==== Data shown ====
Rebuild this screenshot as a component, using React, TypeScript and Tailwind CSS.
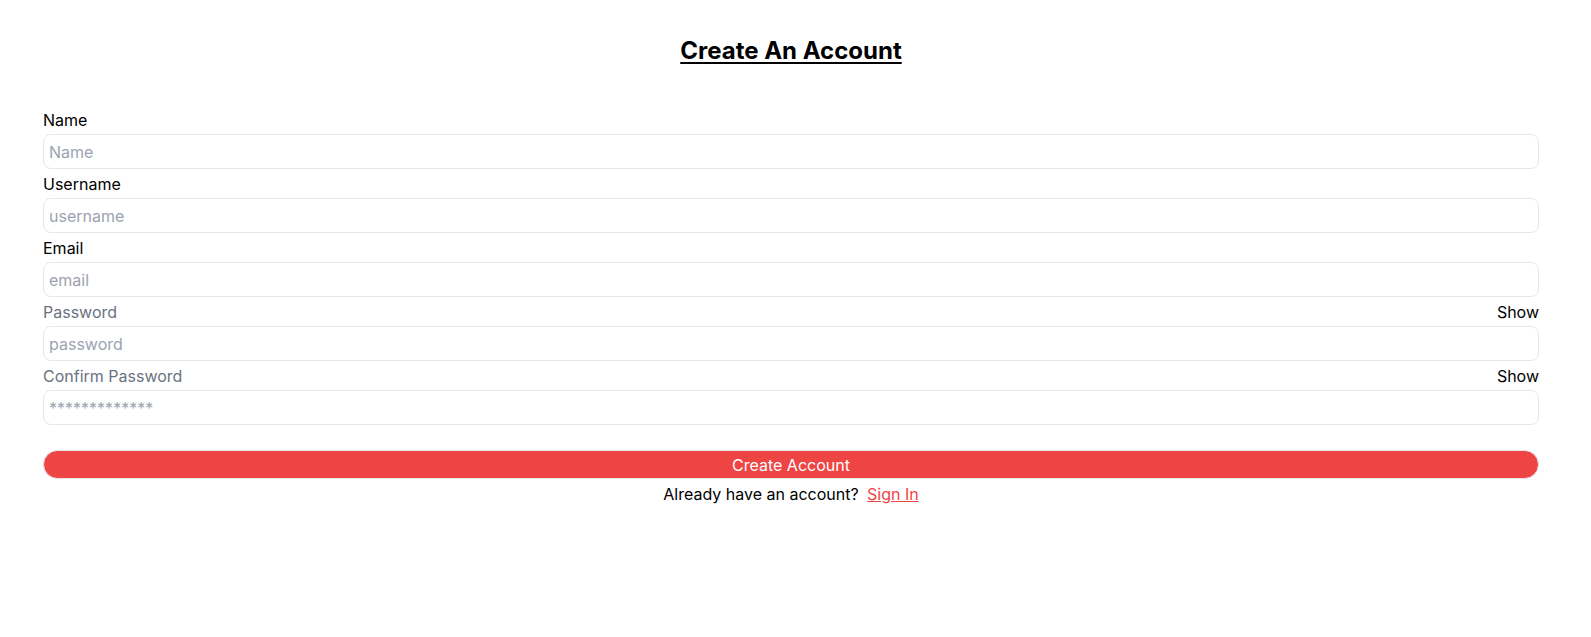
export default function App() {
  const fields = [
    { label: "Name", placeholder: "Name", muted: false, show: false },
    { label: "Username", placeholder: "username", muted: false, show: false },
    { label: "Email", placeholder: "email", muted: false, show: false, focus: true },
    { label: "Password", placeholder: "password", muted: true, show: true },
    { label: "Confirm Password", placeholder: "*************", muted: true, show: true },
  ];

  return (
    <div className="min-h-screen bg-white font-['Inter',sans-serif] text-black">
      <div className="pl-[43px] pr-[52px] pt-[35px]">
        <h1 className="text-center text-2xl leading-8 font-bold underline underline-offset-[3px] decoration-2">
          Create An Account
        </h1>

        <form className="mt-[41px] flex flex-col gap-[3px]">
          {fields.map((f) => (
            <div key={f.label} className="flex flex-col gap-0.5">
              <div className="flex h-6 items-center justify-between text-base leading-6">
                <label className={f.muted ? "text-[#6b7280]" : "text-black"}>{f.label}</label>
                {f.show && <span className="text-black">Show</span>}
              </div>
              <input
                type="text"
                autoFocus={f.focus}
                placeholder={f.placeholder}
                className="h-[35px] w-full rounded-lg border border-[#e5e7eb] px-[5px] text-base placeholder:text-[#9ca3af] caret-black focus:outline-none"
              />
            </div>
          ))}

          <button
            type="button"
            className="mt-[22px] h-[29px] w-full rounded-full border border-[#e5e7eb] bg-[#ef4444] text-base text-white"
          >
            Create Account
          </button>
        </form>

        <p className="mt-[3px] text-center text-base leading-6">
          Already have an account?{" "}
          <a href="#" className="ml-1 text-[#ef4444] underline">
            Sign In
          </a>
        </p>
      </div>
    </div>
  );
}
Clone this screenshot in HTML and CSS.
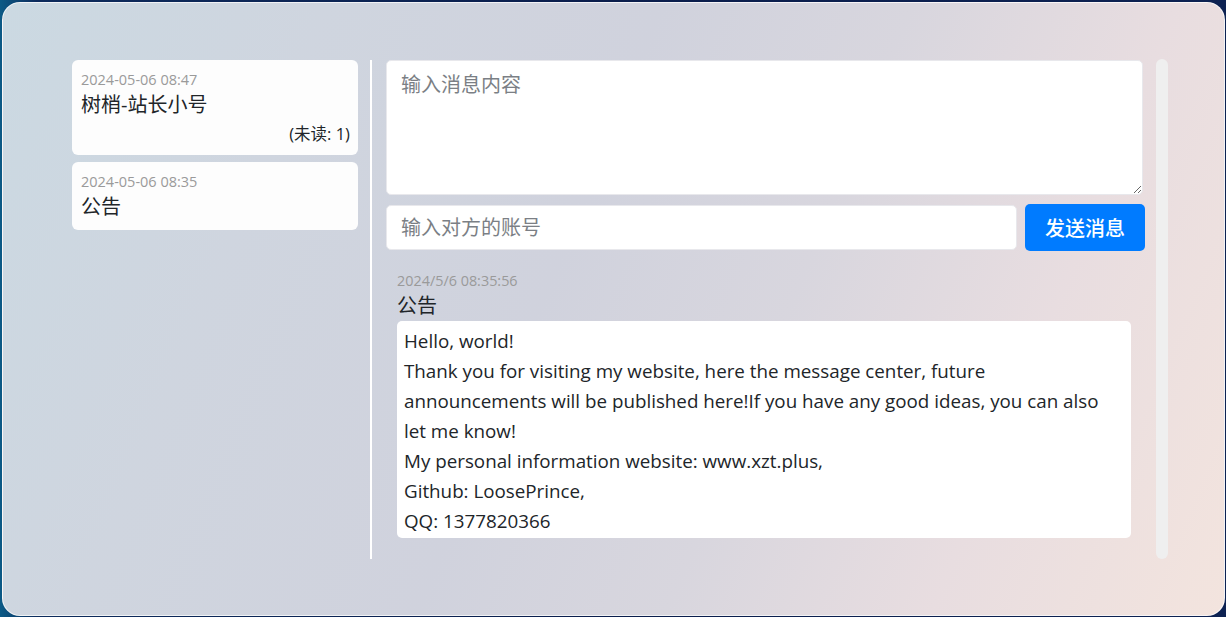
====
Exercise description:
Show each line in the entries that holds the string "screenshot".

Solution to the problem:
Rebuild this screenshot as a component, using React, TypeScript and Tailwind CSS.
Clone this screenshot in HTML and CSS.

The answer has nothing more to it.